Data:
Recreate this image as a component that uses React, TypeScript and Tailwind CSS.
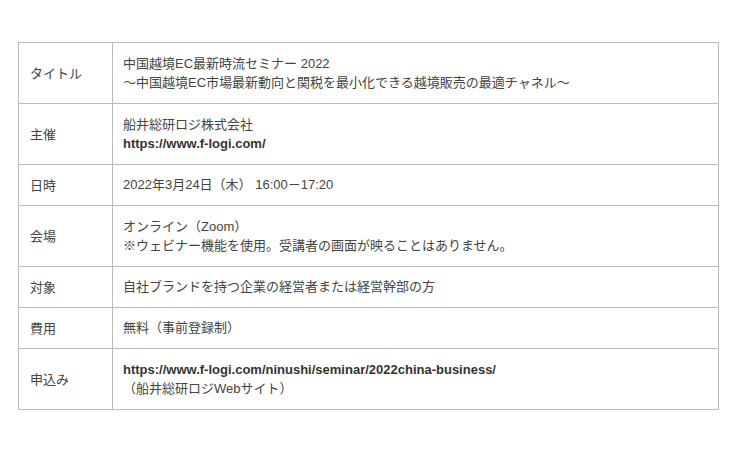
import type { ReactNode } from "react";

type Row = { label: string; lines: ReactNode[] };

const rows: Row[] = [
  {
    label: "タイトル",
    lines: [
      "中国越境EC最新時流セミナー 2022",
      "～中国越境EC市場最新動向と関税を最小化できる越境販売の最適チャネル～",
    ],
  },
  {
    label: "主催",
    lines: ["船井総研ロジ株式会社", <span className="font-bold text-[#333]">https://www.f-logi.com/</span>],
  },
  { label: "日時", lines: ["2022年3月24日（木） 16:00－17:20"] },
  {
    label: "会場",
    lines: ["オンライン（Zoom）", "※ウェビナー機能を使用。受講者の画面が映ることはありません。"],
  },
  { label: "対象", lines: ["自社ブランドを持つ企業の経営者または経営幹部の方"] },
  { label: "費用", lines: ["無料（事前登録制）"] },
  {
    label: "申込み",
    lines: [
      <span className="font-bold text-[#333]">https://www.f-logi.com/ninushi/seminar/2022china-business/</span>,
      "（船井総研ロジWebサイト）",
    ],
  },
];

export default function App() {
  return (
    <div
      className="h-[450px] w-[740px] bg-white pt-[42px] pl-[18px] text-[13px] leading-[19px] text-[#444]"
      style={{ fontFamily: '"Liberation Sans", "Noto Sans CJK JP", sans-serif' }}
    >
      <div className="w-[701px] border border-[#bcbcbc]">
        {rows.map((row, i) => (
          <div
            className={`flex ${row.lines.length > 1 ? "h-[60px]" : "h-[40px]"} ${i > 0 ? "box-content border-t border-[#bcbcbc]" : ""}`}
            key={row.label}
          >
            <div className="flex w-[94px] shrink-0 items-center border-r border-[#bcbcbc] pl-[11px]">{row.label}</div>
            <div className="flex flex-col justify-center pl-[10px] pb-[1px]">
              {row.lines.map((line, j) => (
                <div key={j}>{line}</div>
              ))}
            </div>
          </div>
        ))}
      </div>
    </div>
  );
}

Written task:
Write out again, exactly, the lines from the start of the listing up to the line containing "string; lines: ReactNode[]", with both ends and without pictures.

Result of the task:
Recreate this image as a component that uses React, TypeScript and Tailwind CSS.
import type { ReactNode } from "react";

type Row = { label: string; lines: ReactNode[] };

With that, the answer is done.